◆ **RECORDS PROVIDED**

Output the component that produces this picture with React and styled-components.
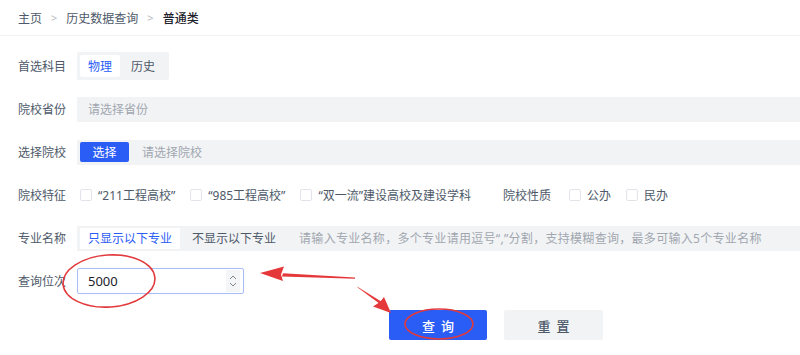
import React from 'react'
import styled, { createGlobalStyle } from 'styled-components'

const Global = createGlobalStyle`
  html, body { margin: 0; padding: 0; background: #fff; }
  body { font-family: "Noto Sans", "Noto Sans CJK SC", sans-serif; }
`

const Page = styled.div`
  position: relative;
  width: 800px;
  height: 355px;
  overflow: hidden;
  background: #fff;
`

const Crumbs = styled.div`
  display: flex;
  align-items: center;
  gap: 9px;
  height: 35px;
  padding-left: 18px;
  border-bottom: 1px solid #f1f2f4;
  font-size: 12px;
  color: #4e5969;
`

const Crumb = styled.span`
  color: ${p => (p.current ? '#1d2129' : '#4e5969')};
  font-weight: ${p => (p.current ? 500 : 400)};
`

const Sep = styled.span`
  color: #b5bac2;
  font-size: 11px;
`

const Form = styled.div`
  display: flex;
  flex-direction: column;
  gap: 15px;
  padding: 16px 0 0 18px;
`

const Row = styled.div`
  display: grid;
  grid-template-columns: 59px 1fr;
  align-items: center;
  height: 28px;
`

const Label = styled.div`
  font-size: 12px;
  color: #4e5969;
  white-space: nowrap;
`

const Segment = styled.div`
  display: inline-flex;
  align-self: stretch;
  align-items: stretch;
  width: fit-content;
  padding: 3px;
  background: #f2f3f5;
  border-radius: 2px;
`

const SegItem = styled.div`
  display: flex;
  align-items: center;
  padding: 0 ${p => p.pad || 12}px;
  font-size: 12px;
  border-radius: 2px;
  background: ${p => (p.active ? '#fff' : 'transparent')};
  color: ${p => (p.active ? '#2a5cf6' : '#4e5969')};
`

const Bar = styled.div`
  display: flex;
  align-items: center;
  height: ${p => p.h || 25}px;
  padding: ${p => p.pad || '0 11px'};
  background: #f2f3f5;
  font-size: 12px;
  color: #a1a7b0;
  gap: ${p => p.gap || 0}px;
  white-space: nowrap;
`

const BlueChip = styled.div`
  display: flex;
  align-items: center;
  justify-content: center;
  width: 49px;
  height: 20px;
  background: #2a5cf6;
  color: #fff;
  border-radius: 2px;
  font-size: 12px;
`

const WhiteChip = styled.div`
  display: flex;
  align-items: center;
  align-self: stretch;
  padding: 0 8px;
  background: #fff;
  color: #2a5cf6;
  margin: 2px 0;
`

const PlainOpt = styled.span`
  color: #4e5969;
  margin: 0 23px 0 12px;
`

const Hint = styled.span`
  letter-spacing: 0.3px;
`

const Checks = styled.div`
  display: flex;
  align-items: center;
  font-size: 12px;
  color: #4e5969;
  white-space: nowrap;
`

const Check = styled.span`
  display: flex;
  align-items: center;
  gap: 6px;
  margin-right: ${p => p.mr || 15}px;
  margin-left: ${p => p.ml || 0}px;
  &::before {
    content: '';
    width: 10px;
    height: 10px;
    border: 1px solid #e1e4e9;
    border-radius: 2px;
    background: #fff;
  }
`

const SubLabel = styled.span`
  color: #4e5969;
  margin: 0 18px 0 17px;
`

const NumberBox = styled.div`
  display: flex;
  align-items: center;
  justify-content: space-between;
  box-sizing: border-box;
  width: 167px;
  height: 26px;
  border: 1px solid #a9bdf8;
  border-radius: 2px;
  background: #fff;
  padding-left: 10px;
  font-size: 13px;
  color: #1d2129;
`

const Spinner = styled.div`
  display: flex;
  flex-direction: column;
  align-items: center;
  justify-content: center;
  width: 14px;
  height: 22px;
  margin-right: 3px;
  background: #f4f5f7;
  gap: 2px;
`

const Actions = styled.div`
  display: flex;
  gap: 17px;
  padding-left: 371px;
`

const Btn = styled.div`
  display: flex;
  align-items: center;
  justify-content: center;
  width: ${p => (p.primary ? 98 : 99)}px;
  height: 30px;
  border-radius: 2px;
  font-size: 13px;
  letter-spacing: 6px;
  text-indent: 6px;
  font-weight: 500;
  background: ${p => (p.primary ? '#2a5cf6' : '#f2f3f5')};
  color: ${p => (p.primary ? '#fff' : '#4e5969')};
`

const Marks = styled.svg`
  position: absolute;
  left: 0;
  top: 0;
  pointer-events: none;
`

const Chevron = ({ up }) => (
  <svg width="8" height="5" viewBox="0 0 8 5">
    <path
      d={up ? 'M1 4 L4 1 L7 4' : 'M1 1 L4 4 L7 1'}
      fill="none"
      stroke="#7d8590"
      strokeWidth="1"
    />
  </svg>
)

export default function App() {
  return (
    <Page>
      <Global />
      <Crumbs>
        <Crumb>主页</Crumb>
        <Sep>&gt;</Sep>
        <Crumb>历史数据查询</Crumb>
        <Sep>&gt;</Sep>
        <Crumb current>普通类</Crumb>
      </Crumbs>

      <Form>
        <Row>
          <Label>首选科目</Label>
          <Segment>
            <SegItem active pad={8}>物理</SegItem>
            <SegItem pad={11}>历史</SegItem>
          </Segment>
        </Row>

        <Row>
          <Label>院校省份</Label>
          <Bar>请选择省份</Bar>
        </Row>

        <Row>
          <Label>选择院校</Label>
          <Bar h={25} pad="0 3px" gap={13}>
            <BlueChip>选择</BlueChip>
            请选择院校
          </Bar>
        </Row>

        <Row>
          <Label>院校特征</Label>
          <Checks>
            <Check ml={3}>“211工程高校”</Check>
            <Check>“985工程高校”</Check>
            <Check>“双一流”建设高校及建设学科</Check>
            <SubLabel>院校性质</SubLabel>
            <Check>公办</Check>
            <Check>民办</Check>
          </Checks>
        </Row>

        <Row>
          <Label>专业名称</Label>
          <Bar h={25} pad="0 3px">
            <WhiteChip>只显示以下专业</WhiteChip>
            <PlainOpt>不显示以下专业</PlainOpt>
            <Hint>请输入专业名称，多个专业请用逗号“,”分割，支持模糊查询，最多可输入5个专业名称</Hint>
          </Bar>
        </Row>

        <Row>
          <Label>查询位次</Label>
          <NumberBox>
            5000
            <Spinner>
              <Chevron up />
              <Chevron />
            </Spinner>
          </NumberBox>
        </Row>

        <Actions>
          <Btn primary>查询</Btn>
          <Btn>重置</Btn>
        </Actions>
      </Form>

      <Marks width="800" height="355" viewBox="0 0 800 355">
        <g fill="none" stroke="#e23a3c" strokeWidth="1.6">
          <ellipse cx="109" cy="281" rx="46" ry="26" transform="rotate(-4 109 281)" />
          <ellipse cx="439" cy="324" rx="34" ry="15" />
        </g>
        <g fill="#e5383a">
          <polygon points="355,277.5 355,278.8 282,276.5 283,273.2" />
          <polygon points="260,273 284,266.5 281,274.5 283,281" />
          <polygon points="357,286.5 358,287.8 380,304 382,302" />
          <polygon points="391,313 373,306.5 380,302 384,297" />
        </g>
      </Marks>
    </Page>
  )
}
==
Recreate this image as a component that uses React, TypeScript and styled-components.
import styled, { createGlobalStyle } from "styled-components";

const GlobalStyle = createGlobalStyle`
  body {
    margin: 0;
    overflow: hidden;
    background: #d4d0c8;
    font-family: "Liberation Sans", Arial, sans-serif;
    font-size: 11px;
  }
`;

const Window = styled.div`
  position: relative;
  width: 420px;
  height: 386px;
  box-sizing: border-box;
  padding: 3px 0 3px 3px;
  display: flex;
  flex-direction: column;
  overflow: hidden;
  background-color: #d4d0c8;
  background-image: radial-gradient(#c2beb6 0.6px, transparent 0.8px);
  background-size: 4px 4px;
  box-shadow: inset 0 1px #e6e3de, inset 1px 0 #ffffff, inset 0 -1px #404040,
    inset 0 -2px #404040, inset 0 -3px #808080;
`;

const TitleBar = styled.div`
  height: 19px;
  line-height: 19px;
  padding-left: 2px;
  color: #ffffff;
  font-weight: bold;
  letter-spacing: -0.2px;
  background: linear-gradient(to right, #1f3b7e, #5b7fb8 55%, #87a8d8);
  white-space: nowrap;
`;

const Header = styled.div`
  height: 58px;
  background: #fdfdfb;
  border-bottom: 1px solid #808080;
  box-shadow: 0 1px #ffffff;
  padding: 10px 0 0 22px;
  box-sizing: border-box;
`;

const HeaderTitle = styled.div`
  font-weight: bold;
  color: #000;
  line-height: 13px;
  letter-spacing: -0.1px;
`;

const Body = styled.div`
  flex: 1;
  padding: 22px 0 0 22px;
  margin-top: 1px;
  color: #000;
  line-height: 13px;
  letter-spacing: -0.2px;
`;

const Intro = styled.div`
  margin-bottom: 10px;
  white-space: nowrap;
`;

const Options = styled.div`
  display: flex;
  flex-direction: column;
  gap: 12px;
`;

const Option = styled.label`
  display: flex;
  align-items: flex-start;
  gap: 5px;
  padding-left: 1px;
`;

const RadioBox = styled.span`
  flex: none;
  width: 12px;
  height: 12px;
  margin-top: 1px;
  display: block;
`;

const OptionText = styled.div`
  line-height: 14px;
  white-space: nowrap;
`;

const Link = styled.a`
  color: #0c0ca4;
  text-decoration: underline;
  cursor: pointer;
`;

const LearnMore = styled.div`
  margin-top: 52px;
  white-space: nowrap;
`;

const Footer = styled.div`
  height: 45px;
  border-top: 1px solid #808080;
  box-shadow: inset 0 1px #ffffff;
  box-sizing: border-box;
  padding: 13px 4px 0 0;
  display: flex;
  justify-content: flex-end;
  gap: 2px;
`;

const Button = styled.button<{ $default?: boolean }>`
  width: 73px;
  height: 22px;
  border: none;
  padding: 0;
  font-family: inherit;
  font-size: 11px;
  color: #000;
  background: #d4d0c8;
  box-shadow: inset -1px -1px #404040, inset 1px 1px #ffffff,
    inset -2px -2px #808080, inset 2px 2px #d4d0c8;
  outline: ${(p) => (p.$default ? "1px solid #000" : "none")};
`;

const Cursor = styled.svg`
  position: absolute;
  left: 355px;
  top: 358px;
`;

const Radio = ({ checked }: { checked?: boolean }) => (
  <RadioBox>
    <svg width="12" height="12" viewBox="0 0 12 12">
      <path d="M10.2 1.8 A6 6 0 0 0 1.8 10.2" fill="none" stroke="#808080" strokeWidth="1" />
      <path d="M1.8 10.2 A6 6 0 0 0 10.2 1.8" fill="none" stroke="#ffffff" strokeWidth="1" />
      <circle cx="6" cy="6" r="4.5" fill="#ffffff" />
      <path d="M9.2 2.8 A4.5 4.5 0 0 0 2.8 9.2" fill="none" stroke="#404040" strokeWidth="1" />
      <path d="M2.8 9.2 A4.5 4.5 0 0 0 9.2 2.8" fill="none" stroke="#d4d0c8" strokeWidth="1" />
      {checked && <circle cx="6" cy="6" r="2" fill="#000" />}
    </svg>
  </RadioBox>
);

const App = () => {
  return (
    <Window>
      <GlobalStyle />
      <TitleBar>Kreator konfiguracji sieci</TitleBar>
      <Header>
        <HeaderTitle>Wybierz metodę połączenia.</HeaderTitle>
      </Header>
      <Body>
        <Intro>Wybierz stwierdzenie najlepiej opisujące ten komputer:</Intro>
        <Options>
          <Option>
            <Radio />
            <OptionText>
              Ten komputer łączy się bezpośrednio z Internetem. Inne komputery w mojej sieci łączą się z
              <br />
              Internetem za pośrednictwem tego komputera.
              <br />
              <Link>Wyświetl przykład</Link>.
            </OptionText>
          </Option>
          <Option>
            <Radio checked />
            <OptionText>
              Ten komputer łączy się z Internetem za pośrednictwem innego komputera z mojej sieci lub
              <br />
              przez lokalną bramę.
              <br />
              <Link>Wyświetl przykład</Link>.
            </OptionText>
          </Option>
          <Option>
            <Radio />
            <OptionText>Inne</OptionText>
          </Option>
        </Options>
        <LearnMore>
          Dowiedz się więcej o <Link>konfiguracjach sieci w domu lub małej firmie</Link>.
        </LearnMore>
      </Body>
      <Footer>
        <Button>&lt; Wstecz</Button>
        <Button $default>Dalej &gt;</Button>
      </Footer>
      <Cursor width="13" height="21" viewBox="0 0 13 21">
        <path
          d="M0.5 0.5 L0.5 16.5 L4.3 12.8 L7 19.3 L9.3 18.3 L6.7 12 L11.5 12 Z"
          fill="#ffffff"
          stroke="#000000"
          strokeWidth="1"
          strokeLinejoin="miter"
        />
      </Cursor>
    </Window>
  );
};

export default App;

◆ **SHORT EXERCISE**
Looking at the data above, how many lines hold the word "image"? Respond with the number alone.

◆ **RESPONSE BELOW**
2